WHAT IS BEING ASKED: Leave out the pictures and repeat the rest of the material exactly.

SOURCE MATERIAL:
★ ★ ★ ★ ★

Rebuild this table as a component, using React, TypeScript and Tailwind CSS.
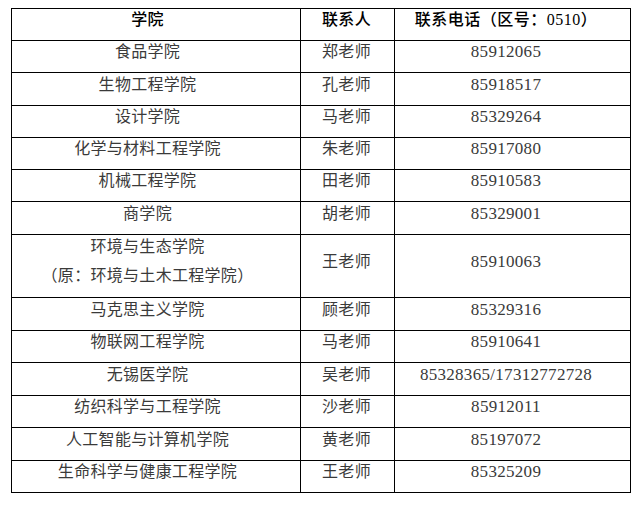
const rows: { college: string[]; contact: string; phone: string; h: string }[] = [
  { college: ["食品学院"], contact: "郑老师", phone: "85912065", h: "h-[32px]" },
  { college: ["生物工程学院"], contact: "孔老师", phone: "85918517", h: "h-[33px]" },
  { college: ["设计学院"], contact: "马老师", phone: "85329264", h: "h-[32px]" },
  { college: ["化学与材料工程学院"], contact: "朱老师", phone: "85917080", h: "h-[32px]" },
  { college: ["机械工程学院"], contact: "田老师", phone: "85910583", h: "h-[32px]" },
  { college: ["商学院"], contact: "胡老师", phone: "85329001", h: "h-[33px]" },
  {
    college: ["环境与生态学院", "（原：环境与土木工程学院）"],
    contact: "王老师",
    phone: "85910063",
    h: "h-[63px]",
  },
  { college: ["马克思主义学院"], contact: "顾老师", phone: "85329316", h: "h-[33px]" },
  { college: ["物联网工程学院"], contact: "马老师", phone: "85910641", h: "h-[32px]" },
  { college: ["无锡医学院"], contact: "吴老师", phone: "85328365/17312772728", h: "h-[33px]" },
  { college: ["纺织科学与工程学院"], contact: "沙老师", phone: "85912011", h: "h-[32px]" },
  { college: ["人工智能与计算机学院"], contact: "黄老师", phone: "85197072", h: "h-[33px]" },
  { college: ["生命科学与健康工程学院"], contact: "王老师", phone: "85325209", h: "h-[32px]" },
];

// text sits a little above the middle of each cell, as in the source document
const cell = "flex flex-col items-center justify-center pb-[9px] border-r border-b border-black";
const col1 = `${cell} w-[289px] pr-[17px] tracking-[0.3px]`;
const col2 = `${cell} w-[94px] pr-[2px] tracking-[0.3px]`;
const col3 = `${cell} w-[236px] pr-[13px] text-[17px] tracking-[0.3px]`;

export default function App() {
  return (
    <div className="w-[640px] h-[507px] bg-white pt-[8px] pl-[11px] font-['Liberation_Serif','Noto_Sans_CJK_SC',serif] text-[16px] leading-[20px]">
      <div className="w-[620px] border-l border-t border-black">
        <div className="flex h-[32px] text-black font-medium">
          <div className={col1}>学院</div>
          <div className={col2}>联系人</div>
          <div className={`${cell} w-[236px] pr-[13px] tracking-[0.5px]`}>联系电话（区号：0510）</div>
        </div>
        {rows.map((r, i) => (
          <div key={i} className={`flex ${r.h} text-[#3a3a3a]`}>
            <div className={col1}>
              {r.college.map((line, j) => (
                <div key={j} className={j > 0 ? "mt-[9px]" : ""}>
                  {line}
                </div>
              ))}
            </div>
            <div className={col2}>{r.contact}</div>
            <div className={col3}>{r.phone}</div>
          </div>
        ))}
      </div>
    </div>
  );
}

★ ★ ★ ★ ★

REPLY:
Rebuild this table as a component, using React, TypeScript and Tailwind CSS.
const rows: { college: string[]; contact: string; phone: string; h: string }[] = [
  { college: ["食品学院"], contact: "郑老师", phone: "85912065", h: "h-[32px]" },
  { college: ["生物工程学院"], contact: "孔老师", phone: "85918517", h: "h-[33px]" },
  { college: ["设计学院"], contact: "马老师", phone: "85329264", h: "h-[32px]" },
  { college: ["化学与材料工程学院"], contact: "朱老师", phone: "85917080", h: "h-[32px]" },
  { college: ["机械工程学院"], contact: "田老师", phone: "85910583", h: "h-[32px]" },
  { college: ["商学院"], contact: "胡老师", phone: "85329001", h: "h-[33px]" },
  {
    college: ["环境与生态学院", "（原：环境与土木工程学院）"],
    contact: "王老师",
    phone: "85910063",
    h: "h-[63px]",
  },
  { college: ["马克思主义学院"], contact: "顾老师", phone: "85329316", h: "h-[33px]" },
  { college: ["物联网工程学院"], contact: "马老师", phone: "85910641", h: "h-[32px]" },
  { college: ["无锡医学院"], contact: "吴老师", phone: "85328365/17312772728", h: "h-[33px]" },
  { college: ["纺织科学与工程学院"], contact: "沙老师", phone: "85912011", h: "h-[32px]" },
  { college: ["人工智能与计算机学院"], contact: "黄老师", phone: "85197072", h: "h-[33px]" },
  { college: ["生命科学与健康工程学院"], contact: "王老师", phone: "85325209", h: "h-[32px]" },
];

// text sits a little above the middle of each cell, as in the source document
const cell = "flex flex-col items-center justify-center pb-[9px] border-r border-b border-black";
const col1 = `${cell} w-[289px] pr-[17px] tracking-[0.3px]`;
const col2 = `${cell} w-[94px] pr-[2px] tracking-[0.3px]`;
const col3 = `${cell} w-[236px] pr-[13px] text-[17px] tracking-[0.3px]`;

export default function App() {
  return (
    <div className="w-[640px] h-[507px] bg-white pt-[8px] pl-[11px] font-['Liberation_Serif','Noto_Sans_CJK_SC',serif] text-[16px] leading-[20px]">
      <div className="w-[620px] border-l border-t border-black">
        <div className="flex h-[32px] text-black font-medium">
          <div className={col1}>学院</div>
          <div className={col2}>联系人</div>
          <div className={`${cell} w-[236px] pr-[13px] tracking-[0.5px]`}>联系电话（区号：0510）</div>
        </div>
        {rows.map((r, i) => (
          <div key={i} className={`flex ${r.h} text-[#3a3a3a]`}>
            <div className={col1}>
              {r.college.map((line, j) => (
                <div key={j} className={j > 0 ? "mt-[9px]" : ""}>
                  {line}
                </div>
              ))}
            </div>
            <div className={col2}>{r.contact}</div>
            <div className={col3}>{r.phone}</div>
          </div>
        ))}
      </div>
    </div>
  );
}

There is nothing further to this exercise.